Ballet Idaho would like to introduce our new Trainee Program Director, David Arce! David was born in San Diego and enjoyed a prominent career as a professional dancer with San Francisco Ballet for 13 seasons. After retiring from the stage in 2010, he became Artistic Director of Julene Regional Youth Ballet for ten seasons and then Assistant Artistic Director of Mid-Columbia Ballet. David has built a career as an instructor, choreographer, and director, and Ballet Idaho is beyond honored to have him. Read on below for a Q & A!
CM: David, welcome to Ballet Idaho! The Trainee Program at Ballet Idaho is a catalyst for dancers seeking a professional career. What attracted you to this program?
DA: I was fortunate to visit Boise last season to watch a weekend of Ballet Idaho performances. After viewing Anthology by the company and the Trainee Showcase I was instantly blown away by the level of artistry, technique, and production value of all involved. I knew I would work with Ballet Idaho at some point in the future and was pleasantly surprised when Garrett offered me the position of Director of the Trainee Program.
CM: What is a typical week like in the Trainee Program world?
DA: A typical week in the Trainee World is a whirlwind of excitement, full immersion in new creations, and of course a lot of fun! Since we have started a little over a month ago each week has been filled with different focuses that have enriched the trainees professionally and have tested many aspects of their growth as dancers and artists. From learning new and existing reps from myself and guest choreographers, to working directly with the company preparing Balanchine's Divertimento #15, and experiencing numerous educational seminars, and even several "pop -up" performances throughout the greater Boise area, we've been busy. And we haven't even started The Nutcracker yet!

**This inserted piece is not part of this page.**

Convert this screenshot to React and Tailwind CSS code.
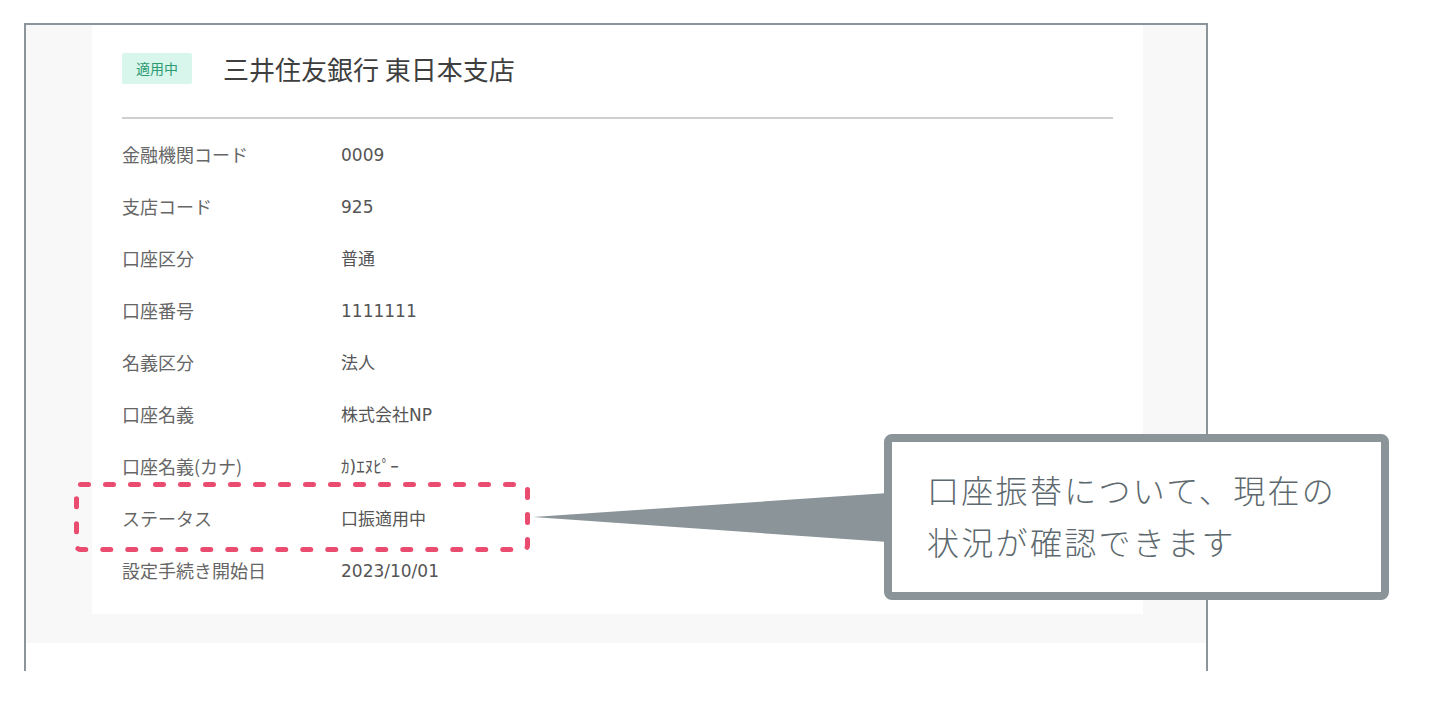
const rows = [
  ['金融機関コード', '0009'],
  ['支店コード', '925'],
  ['口座区分', '普通'],
  ['口座番号', '1111111'],
  ['名義区分', '法人'],
  ['口座名義', '株式会社NP'],
  ['口座名義(カナ)', 'ｶ)ｴﾇﾋﾟｰ'],
  ['ステータス', '口振適用中'],
  ['設定手続き開始日', '2023/10/01'],
];

const font = { fontFamily: '"Noto Sans CJK JP", "Noto Sans", sans-serif' };
const valueFont = { fontFamily: '"DejaVu Sans", "Noto Sans CJK JP", sans-serif' };

function BankCard() {
  return (
    <div className="w-[1051px] bg-white pl-[30px] pr-[30px] pt-[28px] pb-[18px]">
      <div className="flex h-[31px] items-center">
        <span className="flex h-[31px] w-[70px] items-center justify-center rounded-[2px] bg-[#d8f6ec] text-[14px] text-[#2d9b72]">
          適用中
        </span>
        <span className="ml-[31px] text-[26px] text-[#3f3f3f]">三井住友銀行 東日本支店</span>
      </div>
      <div className="mt-[33px] h-[2px] bg-[#cfcfcf]" />
      <div className="mt-[9px] flex flex-col">
        {rows.map(([label, value]) => (
          <div key={label} className="flex h-[52px] items-center">
            <span className="w-[219px] text-[18px] text-[#666]">{label}</span>
            <span className="mt-[4px] text-[17px] text-[#555]" style={valueFont}>
              {value}
            </span>
          </div>
        ))}
      </div>
    </div>
  );
}

export default function App() {
  return (
    <div className="relative h-[716px] w-[1450px] overflow-hidden bg-white" style={font}>
      <div className="pl-[24px] pt-[23px]">
        <div className="h-[648px] w-[1184px] border-x-2 border-t-2 border-[#8c969a]">
          <div className="h-[618px] bg-[#f8f8f8] pl-[66px]">
            <BankCard />
          </div>
        </div>
      </div>

      <svg className="absolute left-[74px] top-[482px]" width="456" height="70" viewBox="0 0 456 70">
        <rect
          x="2.5"
          y="2.5"
          width="451"
          height="65"
          rx="4"
          fill="none"
          stroke="#ea4c6f"
          strokeWidth="5"
          strokeDasharray="8 17"
          strokeLinecap="round"
        />
      </svg>

      <svg className="absolute left-[530px] top-[488px]" width="360" height="60" viewBox="0 0 360 60">
        <polygon points="3,29 358,5 358,54" fill="#8b9599" />
      </svg>

      <div className="absolute left-[884px] top-[434px] h-[166px] w-[505px] rounded-[8px] border-[8px] border-[#8b9599] bg-white pl-[35px] pt-[21px]">
        <p className="text-[32px] font-light leading-[52px] tracking-[2.3px] text-[#5d696e]">
          口座振替について、現在の
          <br />
          状況が確認できます
        </p>
      </div>
    </div>
  );
}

CM: How do you like Boise and what do you think of the arts scene here?
DA: I have enjoyed getting to know Boise a little while I have been here the past month. Watching the weather quickly turn and the leaves follow, I consider myself lucky to be in such a beautiful city. The arts community is robust! From the opening weekend of the Boise Phil, to the Ballet Idaho 50th Anniversary Ball at Chateau des Fleurs, to the Idaho Dance Theater, I have made my rounds getting familiar with the local movers and shakers.
CM: You spent a large portion of your career onstage. How does being the man behind the curtain compare to that?
DA: After I retired from dancing I knew that I wanted to stay in the business I have known since I was seven years old. While I was still dancing I began the long journey of becoming a teacher of ballet and creating new choreography for dancers. I have enjoyed watching young artists grow under my tutelage and go on to many prestigious university programs and professional companies. I am particularly proud of Michael Driskill whom I get to continue to watch grow daily as he is now an apprentice with Ballet Idaho. It's a full-circle moment for me and I am so blessed!
CM: What, if anything, has surprised you about the Trainee Program?
DA: The level of the trainees has surprised me. They have given their all from day one as our schedule has been jam-packed with activities for them. They have shown extreme professionalism and the ability to switch gears with every new ballet/instructor/discipline of dance/and choreographer that has been scheduled so far.
CM: What advice would you give to a younger David Arce who was just starting his dance career?
DA: Our guest choreographer Ilana Goldman and I had this conversation last week and we came to the same sentiment. When you are a young dancer you can get caught up on what the performance will look like after you have danced it. What things you could have done better or wished you had tried. If you are dancing performances with this in the back in your mind you will not be able to be completely free to express yourself fully. And that is crucial for a dancer.